REUTERS/Eric Vidal
This week we've already seen terrible factory orders, a slump in industrial production and Thursday's export meltdown. All of them had their worst month in five years, throwing a massive cloud over the success story usually associated with the German economy.
But it's not a surprising development to Steen Jakobsen, chief economist at Saxo Bank. He had some harsh words for Germany in a note in May this year:
It strikes me that the one thing that is being ignored by the market is the coming slowdown in Germany. Of course, the market can rise in times of weaker growth, but my big 'thing' is that despite very negative macro changes in the last 12 months, no-one believes Germany is slowing economically.
As far back as February, Jakobsen was predicting a slowdown in world growth and that German growth would go into negative territory in the fourth quarter.

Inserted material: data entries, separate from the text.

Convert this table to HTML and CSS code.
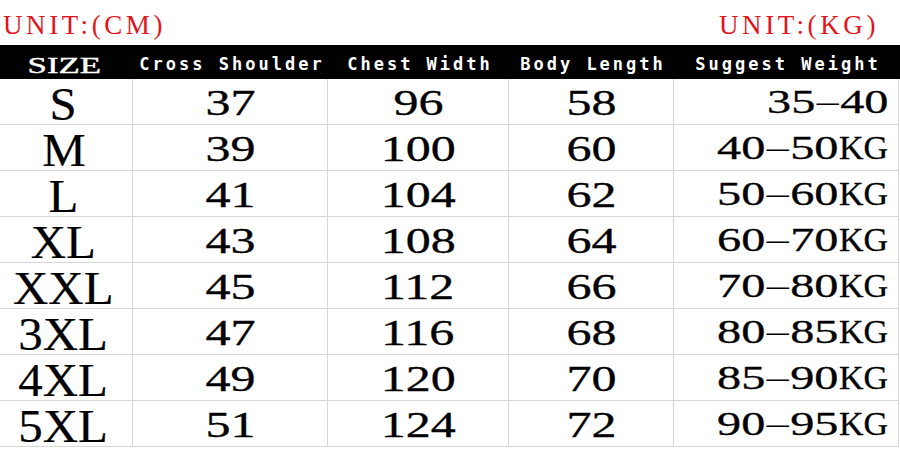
FILE: index.html
```html
<!DOCTYPE html>
<html>
<head>
<meta charset="utf-8">
<link rel="stylesheet" href="styles.css">
</head>
<body>
<div class="page">
  <div class="units">
    <span class="unit">UNIT:(CM)</span>
    <span class="unit">UNIT:(KG)</span>
  </div>
  <div class="head">
    <div class="h h-size"><span>SIZE</span></div>
    <div class="h"><span>Cross Shoulder</span></div>
    <div class="h"><span>Chest Width</span></div>
    <div class="h"><span>Body Length</span></div>
    <div class="h"><span>Suggest Weight</span></div>
  </div>
  <div class="table">
    <div class="c sz"><span>S</span></div><div class="c num"><span>37</span></div><div class="c num"><span>96</span></div><div class="c num"><span>58</span></div><div class="c wt"><span class="d">35<span class="m">–</span>40</span></div>
    <div class="c sz"><span>M</span></div><div class="c num"><span>39</span></div><div class="c num"><span>100</span></div><div class="c num"><span>60</span></div><div class="c wt"><span class="d">40<span class="m">–</span>50</span>KG</div>
    <div class="c sz"><span>L</span></div><div class="c num"><span>41</span></div><div class="c num"><span>104</span></div><div class="c num"><span>62</span></div><div class="c wt"><span class="d">50<span class="m">–</span>60</span>KG</div>
    <div class="c sz"><span>XL</span></div><div class="c num"><span>43</span></div><div class="c num"><span>108</span></div><div class="c num"><span>64</span></div><div class="c wt"><span class="d">60<span class="m">–</span>70</span>KG</div>
    <div class="c sz"><span>XXL</span></div><div class="c num"><span>45</span></div><div class="c num"><span>112</span></div><div class="c num"><span>66</span></div><div class="c wt"><span class="d">70<span class="m">–</span>80</span>KG</div>
    <div class="c sz"><span>3XL</span></div><div class="c num"><span>47</span></div><div class="c num"><span>116</span></div><div class="c num"><span>68</span></div><div class="c wt"><span class="d">80<span class="m">–</span>85</span>KG</div>
    <div class="c sz"><span>4XL</span></div><div class="c num"><span>49</span></div><div class="c num"><span>120</span></div><div class="c num"><span>70</span></div><div class="c wt"><span class="d">85<span class="m">–</span>90</span>KG</div>
    <div class="c sz"><span>5XL</span></div><div class="c num"><span>51</span></div><div class="c num"><span>124</span></div><div class="c num"><span>72</span></div><div class="c wt"><span class="d">90<span class="m">–</span>95</span>KG</div>
  </div>
</div>
</body>
</html>
```

FILE: styles.css
```css
html, body {
  margin: 0;
  padding: 0;
  background: #fff;
}
.page {
  width: 900px;
  height: 457px;
  overflow: hidden;
  font-family: "Liberation Serif", serif;
  color: #000;
}
.units {
  height: 45px;
  display: flex;
  justify-content: space-between;
  padding: 0 21px 0 3px;
  box-sizing: border-box;
}
.unit {
  font-family: "Liberation Serif", serif;
  font-size: 27px;
  line-height: 45px;
  padding-top: 3px;
  letter-spacing: 3.6px;
  color: #e3141c;
}
.head {
  height: 34px;
  background: #000;
  display: grid;
  grid-template-columns: 133px 195px 181px 165px 225px;
}
.h {
  color: #fff;
  text-align: center;
  font-family: "DejaVu Sans Mono", monospace;
  font-weight: bold;
  font-size: 17px;
  letter-spacing: 3px;
  line-height: 34px;
  padding-top: 2px;
  box-sizing: border-box;
  white-space: nowrap;
}
.h span {
  margin-right: -3px;
}
.h-size {
  font-family: "Liberation Serif", serif;
  font-weight: normal;
  font-size: 24px;
  letter-spacing: 0;
  padding-top: 3px;
  padding-right: 5px;
}
.h-size span {
  display: inline-block;
  margin: 0;
  transform: scaleX(1.45);
  -webkit-text-stroke: 0.4px #fff;
}
.table {
  display: grid;
  grid-template-columns: 133px 195px 181px 165px 225px;
  grid-auto-rows: 46px;
}
.c {
  box-sizing: border-box;
  border-right: 1px solid #d6d6d6;
  border-bottom: 1px solid #d6d6d6;
  white-space: nowrap;
}
.sz {
  text-align: center;
  font-size: 47px;
  line-height: 40px;
  padding-top: 5px;
  padding-right: 5px;
}
.sz span {
  display: inline-block;
  transform: scaleX(1.04);
  -webkit-text-stroke: 0.2px #000;
}
.num {
  text-align: center;
  font-size: 35px;
  line-height: 38px;
  padding-top: 6px;
}
.num span {
  display: inline-block;
  transform: scaleX(1.43);
  -webkit-text-stroke: 0.3px #000;
}
.wt {
  text-align: right;
  font-size: 34px;
  line-height: 36px;
  padding-top: 5px;
  padding-right: 10px;
  -webkit-text-stroke: 0.3px #000;
}
.wt .d {
  display: inline-block;
  transform: scaleX(1.42);
  transform-origin: right center;
}
.wt .m {
  display: inline-block;
  font-size: 31px;
  margin: 0 1px;
  vertical-align: 1px;
  -webkit-text-stroke: 0;
}
```
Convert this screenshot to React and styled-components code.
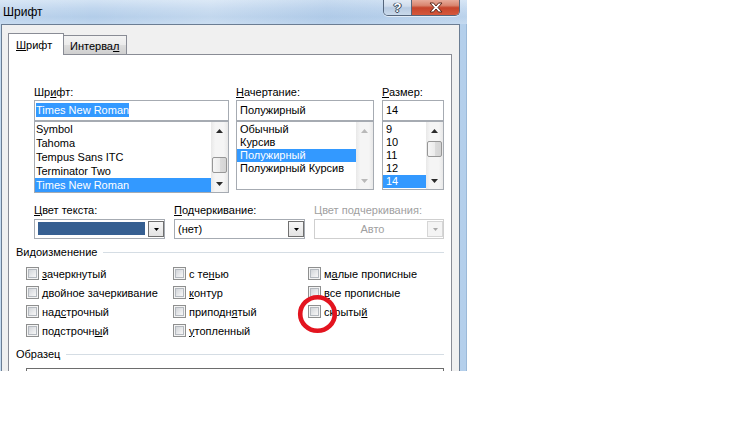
import React from 'react'
import styled, { createGlobalStyle } from 'styled-components'

const GlobalStyle = createGlobalStyle`
  html, body {
    margin: 0;
    padding: 0;
    background: #fff;
  }
  body {
    font-family: "Liberation Sans", Arial, sans-serif;
    font-size: 11px;
    color: #000;
  }
`

const Screen = styled.div`
  position: relative;
  width: 467px;
  height: 371px;
  overflow: hidden;
`

const Window = styled.div`
  display: flex;
  flex-direction: column;
  width: 467px;
`

const TitleBar = styled.div`
  height: 24px;
  display: flex;
  align-items: flex-start;
  justify-content: space-between;
  background:
    linear-gradient(90deg, rgba(255,255,255,0.15) 0%, rgba(255,255,255,0) 20%, rgba(255,255,255,0.2) 45%, rgba(160,190,225,0.2) 70%, rgba(255,255,255,0.1) 100%),
    linear-gradient(180deg, #d3e3f4 0%, #c0d6ee 35%, #b3cde9 70%, #bfd6ee 100%);
`

const Caption = styled.div`
  margin: 5px 0 0 3px;
  font-size: 12px;
  line-height: 14px;
`

const CaptionButtons = styled.div`
  display: flex;
  margin: -1px 7px 0 0;
  border: 1px solid #55667c;
  border-top: none;
  border-radius: 0 0 5px 5px;
  overflow: hidden;
  box-shadow: 0 1px 0 rgba(255,255,255,0.6);
`

const HelpButton = styled.div`
  width: 27px;
  height: 16px;
  display: flex;
  align-items: center;
  justify-content: center;
  border-right: 1px solid #55667c;
  background: linear-gradient(180deg, #e4edf7 0%, #cfdcec 45%, #b8cbe2 55%, #c9d9ea 100%);
  color: #fff;
  font-weight: bold;
  font-size: 13px;
  text-shadow: 0 0 1px #2f3d4f, 0 0 1px #2f3d4f, 1px 0 0 #3e4e63, -1px 0 0 #3e4e63, 0 1px 0 #3e4e63;
`

const CloseButton = styled.div`
  width: 47px;
  height: 16px;
  display: flex;
  align-items: center;
  justify-content: center;
  background: linear-gradient(180deg, #eab2a2 0%, #d98670 40%, #c6452c 55%, #d5583c 100%);
`

const Body = styled.div`
  display: flex;
  background: linear-gradient(90deg, #c6dcf1, #b4cfeb);
`

const Client = styled.div`
  width: 457px;
  min-height: 380px;
  margin-left: 1px;
  display: flex;
  flex-direction: column;
  padding: 8px 7px 0 6px;
  box-sizing: border-box;
  width: 459px;
  background: #f0f0f0;
  border: 1px solid #6b7d93;
  border-bottom: none;
`

const RightFrame = styled.div`
  width: 7px;
  border-right: 1px solid #9bb9d8;
  box-sizing: border-box;
`

const TabStrip = styled.div`
  height: 21px;
  display: flex;
  align-items: flex-end;
`

const Tab = styled.div`
  position: relative;
  box-sizing: border-box;
  border: 1px solid #898c95;
  border-bottom: none;
  line-height: 13px;
  ${p => p.$active ? `
    z-index: 1;
    width: 56px;
    height: 22px;
    margin-bottom: -1px;
    padding: 5px 0 0 7px;
    background: #fff;
  ` : `
    width: 64px;
    height: 19px;
    margin-left: -1px;
    padding: 4px 0 0 6px;
    background: linear-gradient(180deg, #f3f3f3 0%, #ebebeb 50%, #dddddd 51%, #cfcfcf 100%);
  `}
`

const Panel = styled.div`
  background: #fff;
  border: 1px solid #898c95;
  padding: 0 7px 0 7px;
  min-height: 330px;
`

const Hot = styled.span`
  text-decoration: underline;
  text-underline-offset: 1px;
`

const FontsRow = styled.div`
  display: flex;
  align-items: flex-start;
  margin: 31px 0 0 18px;
`

const Column = styled.div`
  width: ${p => p.$w}px;
  flex: none;
  margin-right: ${p => p.$gap || 0}px;
  display: flex;
  flex-direction: column;
`

const FieldLabel = styled.div`
  height: 13px;
  line-height: 13px;
  white-space: nowrap;
  color: ${p => p.$disabled ? '#a0a0a0' : '#000'};
`

const TextField = styled.div`
  margin-top: 1px;
  height: 21px;
  box-sizing: border-box;
  border: 1px solid #a6abb2;
  padding: 2px 0 0 ${p => p.$pad}px;
  line-height: 15px;
  white-space: nowrap;
`

const Selected = styled.span`
  background: #3399ff;
  color: #fff;
  padding: 1px 0;
`

const List = styled.div`
  display: flex;
  height: ${p => p.$h}px;
  box-sizing: border-box;
  border: 1px solid #a6abb2;
  overflow: hidden;
`

const Items = styled.div`
  flex: 1;
  padding-top: ${p => p.$top}px;
  overflow: hidden;
`

const Item = styled.div`
  height: ${p => p.$h}px;
  line-height: ${p => p.$h}px;
  padding-left: ${p => p.$pad}px;
  white-space: nowrap;
  background: ${p => p.$selected ? '#3399ff' : 'transparent'};
  color: ${p => p.$selected ? '#fff' : '#000'};
`

const ScrollBar = styled.div`
  width: 17px;
  flex: none;
  display: flex;
  flex-direction: column;
  background: linear-gradient(90deg, #e8e8e8 0%, #f5f5f5 25%, #f5f5f5 75%, #e8e8e8 100%);
`

const Arrow = styled.div`
  height: 17px;
  flex: none;
  display: flex;
  align-items: center;
  justify-content: center;
`

const Track = styled.div`
  flex: 1;
  display: flex;
  flex-direction: column;
`

const Thumb = styled.div`
  height: 16px;
  margin: ${p => p.$top}px 1px 0 1px;
  box-sizing: border-box;
  border: 1px solid #979797;
  border-radius: 2px;
  background: linear-gradient(90deg, #f6f6f6 0%, #ececec 50%, #dcdcdc 51%, #d4d4d4 100%);
`

const ComboRow = styled.div`
  display: flex;
  margin: 11px 0 0 18px;
`

const Combo = styled.div`
  height: 20px;
  box-sizing: border-box;
  display: flex;
  border: 1px solid ${p => p.$disabled ? '#cfcfcf' : '#a6abb2'};
  margin-top: 2px;
`

const ComboValue = styled.div`
  flex: 1;
  line-height: 18px;
  padding-left: 3px;
  white-space: nowrap;
  text-align: ${p => p.$center ? 'center' : 'left'};
  color: ${p => p.$disabled ? '#a0a0a0' : '#000'};
`

const Swatch = styled.div`
  flex: 1;
  margin: 2px 3px 3px 3px;
  background: #365f91;
`

const DropButton = styled.div`
  width: 16px;
  margin: 1px 0;
  box-sizing: border-box;
  display: flex;
  align-items: center;
  justify-content: center;
  border: 1px solid ${p => p.$disabled ? '#d6d6d6' : '#707070'};
  background: ${p => p.$disabled ? '#f4f4f4' : 'linear-gradient(180deg, #f7f7f7, #e3e3e3)'};
`

const Heading = styled.div`
  display: flex;
  align-items: center;
  height: 13px;
  line-height: 13px;
  margin-top: ${p => p.$top}px;
  white-space: nowrap;

  &::after {
    content: '';
    flex: 1;
    height: 1px;
    margin-left: 6px;
    background: #d5dde4;
  }
`

const CheckGrid = styled.div`
  display: grid;
  grid-template-rows: repeat(4, 19px);
  grid-template-columns: 147px 135px 1fr;
  grid-auto-flow: column;
  margin: 5px 0 0 10px;
`

const CheckRow = styled.div`
  display: flex;
  align-items: center;
  gap: 3px;
  white-space: nowrap;
`

const Box = styled.span`
  position: relative;
  width: 13px;
  height: 13px;
  box-sizing: border-box;
  flex: none;
  border: 1px solid #8e8f8f;
  background: #f4f4f4;

  &::after {
    content: '';
    position: absolute;
    inset: 1px;
    border: 1px solid #b4b9bf;
    background: linear-gradient(135deg, #d2d5d9 0%, #e9eaec 60%, #f7f7f7 100%);
  }
`

const Preview = styled.div`
  height: 60px;
  margin: 7px 0 0 10px;
  border: 1px solid #6d6d6d;
`

const Marker = styled.svg`
  position: absolute;
  left: 296px;
  top: 293px;
`

const hot = (text, i) => [text.slice(0, i), <Hot key="h">{text[i]}</Hot>, text.slice(i + 1)]

const FONTS = ['Symbol', 'Tahoma', 'Tempus Sans ITC', 'Terminator Two', 'Times New Roman']
const STYLES = ['Обычный', 'Курсив', 'Полужирный', 'Полужирный Курсив']
const SIZES = ['9', '10', '11', '12', '14']

const EFFECTS = [
  ['зачеркнутый', 0], ['двойное зачеркивание', 0], ['надстрочный', 3], ['подстрочный', 9],
  ['с тенью', 4], ['контур', 0], ['приподнятый', 7], ['утопленный', 0],
  ['малые прописные', 1], ['все прописные', 0], ['скрытый', 6],
]

const Tri = ({ up, color = '#2b2b2b' }) => (
  <svg width="7" height="4" viewBox="0 0 7 4">
    <polygon points={up ? '3.5,0 7,4 0,4' : '0,0 7,0 3.5,4'} fill={color} />
  </svg>
)

const Scroll = ({ thumb, disabled }) => (
  <ScrollBar>
    <Arrow><Tri up color={disabled ? '#b9b9b9' : '#2b2b2b'} /></Arrow>
    <Track>{thumb !== undefined && <Thumb $top={thumb} />}</Track>
    <Arrow><Tri color={disabled ? '#b9b9b9' : '#2b2b2b'} /></Arrow>
  </ScrollBar>
)

const DropDown = ({ disabled }) => (
  <DropButton $disabled={disabled}>
    <svg width="5" height="3" viewBox="0 0 5 3">
      <polygon points="0,0 5,0 2.5,3" fill={disabled ? '#a8a8a8' : '#000'} />
    </svg>
  </DropButton>
)

const App = () => {
  return (
    <>
      <GlobalStyle />
      <Screen>
        <Window>
          <TitleBar>
            <Caption>Шрифт</Caption>
            <CaptionButtons>
              <HelpButton>?</HelpButton>
              <CloseButton>
                <svg width="14" height="11" viewBox="0 0 14 11">
                  <path
                    d="M1 1 H4.5 L7 4 L9.5 1 H13 L9 5.5 L13 10 H9.5 L7 7 L4.5 10 H1 L5 5.5 Z"
                    fill="#fff"
                    stroke="#5b2a1e"
                    strokeWidth="1"
                    strokeLinejoin="round"
                  />
                </svg>
              </CloseButton>
            </CaptionButtons>
          </TitleBar>

          <Body>
            <Client>
              <TabStrip>
                <Tab $active><Hot>Ш</Hot>рифт</Tab>
                <Tab>Интерва<Hot>л</Hot></Tab>
              </TabStrip>

              <Panel>
                <FontsRow>
                  <Column $w={195} $gap={7}>
                    <FieldLabel>{hot('Шрифт:', 2)}</FieldLabel>
                    <TextField $pad={1}><Selected>Times New Roman</Selected></TextField>
                    <List $h={72}>
                      <Items $top={0}>
                        {FONTS.map(f => (
                          <Item key={f} $h={14} $pad={1} $selected={f === 'Times New Roman'}>{f}</Item>
                        ))}
                      </Items>
                      <Scroll thumb={18} />
                    </List>
                  </Column>

                  <Column $w={138} $gap={8}>
                    <FieldLabel>{hot('Начертание:', 0)}</FieldLabel>
                    <TextField $pad={3}>Полужирный</TextField>
                    <List $h={69}>
                      <Items $top={1}>
                        {STYLES.map(s => (
                          <Item key={s} $h={13} $pad={3} $selected={s === 'Полужирный'}>{s}</Item>
                        ))}
                      </Items>
                      <Scroll disabled />
                    </List>
                  </Column>

                  <Column $w={62}>
                    <FieldLabel>{hot('Размер:', 0)}</FieldLabel>
                    <TextField $pad={3}>14</TextField>
                    <List $h={69}>
                      <Items $top={1}>
                        {SIZES.map(s => (
                          <Item key={s} $h={13} $pad={3} $selected={s === '14'}>{s}</Item>
                        ))}
                      </Items>
                      <Scroll thumb={2} />
                    </List>
                  </Column>
                </FontsRow>

                <ComboRow>
                  <Column $w={131} $gap={9}>
                    <FieldLabel>{hot('Цвет текста:', 0)}</FieldLabel>
                    <Combo>
                      <Swatch />
                      <DropDown />
                    </Combo>
                  </Column>
                  <Column $w={131} $gap={9}>
                    <FieldLabel>{hot('Подчеркивание:', 0)}</FieldLabel>
                    <Combo>
                      <ComboValue>(нет)</ComboValue>
                      <DropDown />
                    </Combo>
                  </Column>
                  <Column $w={130}>
                    <FieldLabel $disabled>Цвет подчеркивания:</FieldLabel>
                    <Combo $disabled>
                      <ComboValue $center $disabled>Авто</ComboValue>
                      <DropDown disabled />
                    </Combo>
                  </Column>
                </ComboRow>

                <Heading $top={7}>Видоизменение</Heading>
                <CheckGrid>
                  {EFFECTS.map(([label, i]) => (
                    <CheckRow key={label}>
                      <Box />
                      <span>{hot(label, i)}</span>
                    </CheckRow>
                  ))}
                </CheckGrid>

                <Heading $top={8}>Образец</Heading>
                <Preview />
              </Panel>
            </Client>
            <RightFrame />
          </Body>
        </Window>

        <Marker width="44" height="44" viewBox="0 0 44 44">
          <ellipse cx="21.5" cy="21" rx="17.3" ry="16.8" fill="none" stroke="#e3141f" strokeWidth="4.6" />
        </Marker>
      </Screen>
    </>
  )
}

export default App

That seemed an incredibly tall order, but recent data has made it suddenly realistic.
Jakobsen has not changed his stance, telling Business Insider about his extremely bleak outlook for the currency union: "The end game is that Germany is very likely to be in recession - that will bring the rest of the eurozone into recession. I think that will be in the first quarter of next year."
He's dismissive of the popular trope among German businesses that the economy is fundamentally fine, but that the Ukraine conflict has temporarily thrown it off course. "Germany would have been on this path anyway - we're further down this path than we would have otherwise been, but Ukraine is not the fundamental problem."
He's also got an interesting theory on what might happen to European monetary policy: "I could see a German president of the European Central Bank introducing QE in the eurozone. There's a political game here."
That seems like another long shot, but it's not the first suggestion that Bundesbank boss Jens Weidmann is jockeying to replace current ECB President Mario Draghi before his term ends.